OCC seeks public comment on raising appraisal exemption threshold
Would be first increase since 1994.
The three federal banking agencies announced they are seeking public comment on a recent proposal to raise the threshold for residential real estate transactions that require an appraisal.
The Board of Governors of the Federal Reserve System, the Federal Deposit Insurance Corporation and the Office of the Comptroller of the Currency recently released a proposal that would increase the appraisal requirement from $250,000 to $400,000, meaning that certain home sales of $400,000 and below would no longer require an appraisal. This would be the first increase to the threshold since 1994.
The agencies explained they believe an increase would provide burden relief without posing a threat to the safety and soundness of financial institutions.
All three agencies have approved the proposal, with the FDIC and the OCC acting on November 20. Comments will be accepted until 60 days after publication in the Federal Register.
The appraisal exemption would not apply to loans sold to or guaranteed by the Federal Housing Administration, Department of Housing and Urban Development, Department of Veterans Affairs, Fannie Mae, or Freddie Mac. According to the OCC, the new rules would apply to approximately 40% of home sales.
Click here to read more on how much this change will impact the housing industry.
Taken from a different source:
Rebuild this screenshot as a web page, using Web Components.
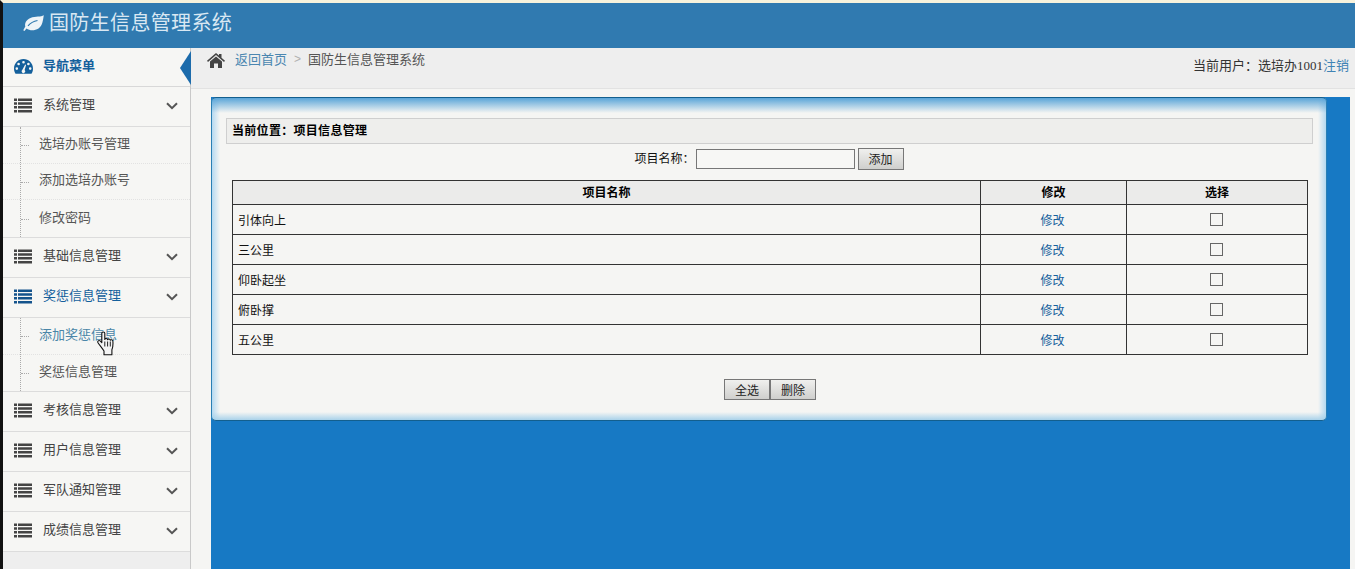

The federal agencies explained that the proposal responds, in part, to comments the agencies received during their recent review of regulations that the current exemption level for residential transactions had not kept pace with price appreciation.
Rather than requiring an appraisal for transactions exempted by the threshold, the proposal would require the use of an evaluation consistent with safe and sound banking practices. Evaluations provide an estimate of the market value of real estate but could be less burdensome than appraisals because the agencies’ appraisal regulations do not require evaluations to be prepared by state licensed or certified appraisers. In addition, evaluations are typically less detailed and costly than appraisals.